Google Play has an API of its own, and it even has a purchase information function, but only for IAP. Paid downloads just aren't there. Also, there's no way to get the list of all transactions - only status for a specific one, and none of the financials are reported.

Ways Google is helping

All we have left is the Google payments center,  formerly known as the Wallet Merchant Center, and before that, as the Checkout console. It gives you a realtime list of orders, an order details screen, allows searching. Its most interesting feature, and a crucial one for my scenario, is the ability to search by e-mail. The customer e-mail is not exposed neither in the UI nor in the backing data, but once you have an e-mail, you can find an order (or several) by it. Without this, my business model would be dead in the water.

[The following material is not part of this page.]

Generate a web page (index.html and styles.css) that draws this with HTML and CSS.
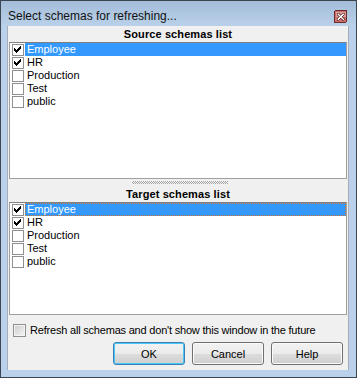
FILE: index.html
```html
<!DOCTYPE html>
<html lang="en">
  <head>
    <meta charset="UTF-8" />
    <title>Select schemas for refreshing...</title>
    <link rel="stylesheet" href="styles.css">
  </head>
  <body>
    <div class="window">
      <div class="titlebar">
        <span class="title">Select schemas for refreshing...</span>
        <span class="close">
          <svg width="13" height="13" viewBox="0 0 13 13" shape-rendering="crispEdges">
            <rect x="0.5" y="0.5" width="12" height="12" rx="1.5" fill="#c9706c" stroke="#6e2b28"/>
            <rect x="1.5" y="1.5" width="10" height="5" fill="#dc9c98"/>
            <path d="M3 3h2v1h1v1h1v-1h1v-1h2v2h-1v1h-1v1h1v1h1v2h-2v-1h-1v-1h-1v1h-1v1h-2v-2h1v-1h1v-1h-1v-1h-1z" fill="#fff" stroke="#5a2b2a" stroke-width="0.6"/>
          </svg>
        </span>
      </div>

      <div class="client">
        <div class="pane-head">Source schemas list</div>
        <ul class="list list-source">
          <li class="item"><span class="cb"><svg width="10" height="10" viewBox="0 0 10 10" shape-rendering="crispEdges"><path d="M1 3h1v3h-1zM2 4h1v3h-1zM3 5h1v3h-1zM4 4h1v3h-1zM5 3h1v3h-1zM6 2h1v3h-1zM7 1h1v3h-1z" fill="#000"/></svg></span><span class="name selected">Employee</span></li>
          <li class="item"><span class="cb"><svg width="10" height="10" viewBox="0 0 10 10" shape-rendering="crispEdges"><path d="M1 3h1v3h-1zM2 4h1v3h-1zM3 5h1v3h-1zM4 4h1v3h-1zM5 3h1v3h-1zM6 2h1v3h-1zM7 1h1v3h-1z" fill="#000"/></svg></span><span class="name">HR</span></li>
          <li class="item"><span class="cb"></span><span class="name">Production</span></li>
          <li class="item"><span class="cb"></span><span class="name">Test</span></li>
          <li class="item"><span class="cb"></span><span class="name">public</span></li>
        </ul>

        <div class="splitter"><span class="grip"></span></div>

        <div class="pane-head pane-head-target">Target schemas list</div>
        <ul class="list list-target">
          <li class="item"><span class="cb"><svg width="10" height="10" viewBox="0 0 10 10" shape-rendering="crispEdges"><path d="M1 3h1v3h-1zM2 4h1v3h-1zM3 5h1v3h-1zM4 4h1v3h-1zM5 3h1v3h-1zM6 2h1v3h-1zM7 1h1v3h-1z" fill="#000"/></svg></span><span class="name selected focused">Employee</span></li>
          <li class="item"><span class="cb"><svg width="10" height="10" viewBox="0 0 10 10" shape-rendering="crispEdges"><path d="M1 3h1v3h-1zM2 4h1v3h-1zM3 5h1v3h-1zM4 4h1v3h-1zM5 3h1v3h-1zM6 2h1v3h-1zM7 1h1v3h-1z" fill="#000"/></svg></span><span class="name">HR</span></li>
          <li class="item"><span class="cb"></span><span class="name">Production</span></li>
          <li class="item"><span class="cb"></span><span class="name">Test</span></li>
          <li class="item"><span class="cb"></span><span class="name">public</span></li>
        </ul>

        <label class="option">
          <span class="option-box"></span>
          <span class="option-text">Refresh all schemas and don't show this window in the future</span>
        </label>

        <div class="buttons">
          <button class="btn btn-default">OK</button>
          <button class="btn">Cancel</button>
          <button class="btn">Help</button>
        </div>
      </div>
    </div>
  </body>
</html>
```

FILE: styles.css
```css
* {
  box-sizing: border-box;
  margin: 0;
  padding: 0;
}

body {
  font-family: "Liberation Sans", Arial, sans-serif;
  font-size: 11px;
  color: #000;
  background: #fff;
}

.window {
  width: 357px;
  height: 378px;
  border: 1px solid #3d4650;
  background: #b9d1ea;
  display: flex;
  flex-direction: column;
}

.titlebar {
  height: 25px;
  flex: 0 0 25px;
  display: flex;
  align-items: flex-start;
  justify-content: space-between;
  padding: 9px 9px 0 7px;
  background: linear-gradient(#a3bcd8, #bad1e9);
}

.title {
  font-size: 12px;
  line-height: 15px;
  margin-top: -1px;
  color: #111;
}

.close {
  display: block;
  width: 13px;
  height: 13px;
}

.close svg {
  display: block;
}

.client {
  flex: 0 0 344px;
  margin: 0 7px 0 6px;
  background: #f0f0f0;
  border-left: 1px solid #a4adb8;
  border-right: 1px solid #a4adb8;
  display: flex;
  flex-direction: column;
}

.pane-head {
  height: 16px;
  line-height: 16px;
  text-align: center;
  font-weight: bold;
  font-size: 11px;
  letter-spacing: 0.1px;
}

.pane-head-target {
  height: 15px;
  line-height: 15px;
}

.list {
  list-style: none;
  margin: 0 1px;
  background: #fff;
  border: 1px solid #a0a0a0;
  border-top-color: #808080;
}

.list-source {
  height: 137px;
}

.list-target {
  height: 113px;
}

.item {
  display: flex;
  height: 13px;
}

.cb {
  width: 12px;
  height: 12px;
  margin: 1px 0 0 2px;
  border: 1px solid #8e8f8f;
  background: #fff;
}

.cb svg {
  display: block;
}

.name {
  margin-left: 1px;
  padding-left: 2px;
  line-height: 13px;
  flex: 1;
}

.selected {
  background: #3399ff;
  color: #fff;
}

.focused {
  outline: 1px dotted #d0762e;
  outline-offset: -1px;
}

.splitter {
  height: 8px;
  display: flex;
  justify-content: center;
  padding-top: 2px;
}

.grip {
  width: 96px;
  height: 3px;
  margin-left: 3px;
  background-image: conic-gradient(#a8a8a8 25%, transparent 0 50%, #a8a8a8 0 75%, transparent 0);
  background-size: 2px 2px;
}

.option {
  display: flex;
  align-items: center;
  margin: 9px 0 0 5px;
  height: 13px;
}

.option-box {
  width: 13px;
  height: 13px;
  border: 1px solid #8e8f8f;
  background: linear-gradient(135deg, #cbcbcb, #f7f7f7);
  box-shadow: inset 0 0 0 1px #f4f4f4;
}

.option-text {
  margin-left: 4px;
  line-height: 13px;
  letter-spacing: -0.2px;
}

.buttons {
  display: flex;
  justify-content: flex-end;
  gap: 7px;
  margin-top: 5px;
  padding-right: 5px;
}

.btn {
  width: 72px;
  height: 23px;
  font-family: "Liberation Sans", Arial, sans-serif;
  font-size: 11px;
  color: #000;
  border: 1px solid #707070;
  border-radius: 3px;
  background: linear-gradient(#f2f2f2 0%, #ebebeb 50%, #dddddd 51%, #cfcfcf 100%);
  box-shadow: inset 0 0 0 1px #fbfbfb;
}

.btn-default {
  border-color: #3c7fb1;
  box-shadow: inset 0 0 0 1px #48c8f8;
}
```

The e-mail search allows for partial search - lets you find orders by username without domain, even if the domain is not @gmail.com. It even allows for username fragment search - if you have an order from john.doe@hotmail.com, search for either "john" or "doe" or "john.doe" will find it. It doesn't search for arbitrary substrings, though - searching for "joh" won't work. Searching for users' listed first or last name won't work, either, unless they are a part of the e-mail username.

The payments center has no API of its own. But it's a website, and in that capacity, it's open to good old techniques of HTML scraping.

There are two ways to scrape a website - HTTP only and JavaScript-enabled. In the former approach, you issue HTTP requests to the right URLs using a client library of your choosing (CURL is good), then parse HTML and retrieve the data. In the latter, you run the target site in a full blown headless browser (or even a real one) and drive it by some kind of script.

For a while, scraping the Wallet console was possible with HTTP only, then, in early November 2016, they've redesigned the site to rely heavily on JavaScript and AJAX calls. At that point, I had to switch to a full headless browser scraper. PhantomJS was my tool of choice. I can't say its perfect, but it gets the job done.